En effet, le rapport Villani se présente comme une sorte de « summa technologiae », compilation d’avis de techniciens et de spécialistes sur l’état d’avancement de l’intelligence artificielle, de la robotique, de la domotique et de l’humain augmenté. L’essentiel du rapport est consacré à l’économie, la recherche, l’environnement et à des approches sectorielles (éducation, santé, défense, etc.), sujets importants bien sûr, mais qui laissent la portion congrue aux enjeux éthiques et à leur prolongements politiques, les questions de régulation.

L’idée générale de Cédric Villani semble en effet s’articuler autour d’une large déréglementation et d’un auto-contrôle par les acteurs du secteur. Le rôle de la puissance publique y est largement accessoire, voire ringardisé, avec la création d’un « comité consultatif national d’éthique pour les technologies numériques et l’intelligence artificielle » qui aurait pour but… « d’organiser le débat public, de façon lisible, construite et encadrée par la loi ». C’est un peu faible. Est-ce là la seule mission de l’Etat ? Les enjeux, les risques et les dérives potentielles de l’intelligence artificielle ne méritent-ils pas un peu plus d’attention ?

Elon Musk inquiet

Car, s’il n’est évidemment pas question de « s’opposer au progrès », il est légitime de s’interroger sur les règles et limites éthiques que nous souhaitons collectivement poser devant ce qui s’annonce comme la quatrième révolution industrielle – dont les effets seront, selon toute vraisemblance, considérables, rapides, globaux, voire brutaux, sur nos sociétés. Faut-il rappeler qu’Elon Musk lui-même fondateur de Space X et patron de Tesla considère que « l’intelligence artificielle est un risque existentiel fondamental pour la civilisation humaine » et qu’elle appelle des décisions publiques ? Que Bill Gates réclame également que les pouvoirs publics se saisissent sans attendre de ces questions ? Que le Parlement européen a adopté en février 2017 une résolution concernant les « règles de droit civil sur la robotique » afin de demander à la Commission européenne, aux États membres mais également la communauté internationale au travers de l’ONU, de se doter d’outils juridiques adaptés (car de simples lois ou directives ne permettront pas de réguler un changement global de nos sociétés) ?

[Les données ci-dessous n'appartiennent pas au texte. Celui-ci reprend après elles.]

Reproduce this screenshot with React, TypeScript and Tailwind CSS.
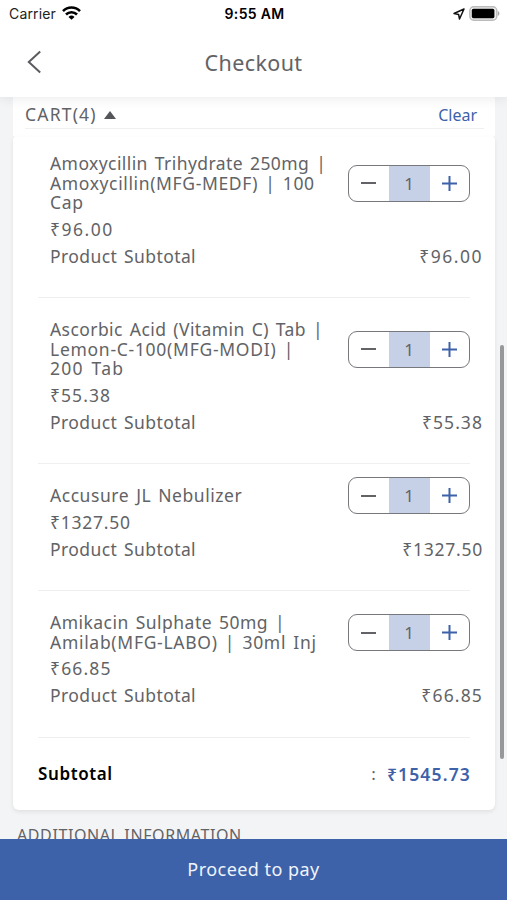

Entre une vision techno-béate (libertaire) et un néo-luddisme (rétrograde) hors de saison, il y a une place pour une ligne politique responsable qui fixe le cadre dans lequel ces recherches peuvent être conduites et ces innovations proposées au public. Un exemple : le rapport Villani s’en prend au règlement européen du 27 avril 2016 (n°2016/679) relatif à la protection des données à caractère personnel et plaide en faveur d’un assouplissement du cadre légal. Cela est inquiétant car « notre liberté se bâtit sur ce qu’autrui ignore de nos existences », selon le mot profond de Soljenitsyne. Il est par conséquent nécessaire que nos données personnelles, et à travers elles nos libertés individuelles, soient sérieusement protégées et leur accès scrupuleusement encadré.

De quelle société voulons-nous ?

C’est le devoir du politique, et son honneur, que de protéger chaque personne face à la puissance invasive des Gafa, puissance technologique, puissance financière, puissance de séduction aussi.

Cédric Villani n’apporte finalement pas de réponse à la question qu’il pose pourtant lui-même : dans quelle société voulons-nous vivre, à l’heure de l’intelligence artificielle ? Les mois qui viennent doivent nous permettre d’y répondre clairement et fermement : une société de progrès autant qu’une société de liberté. Seul le politique, si imparfait et fragile soit-il, pourra établir l’équilibre légitime entre ces deux aspirations.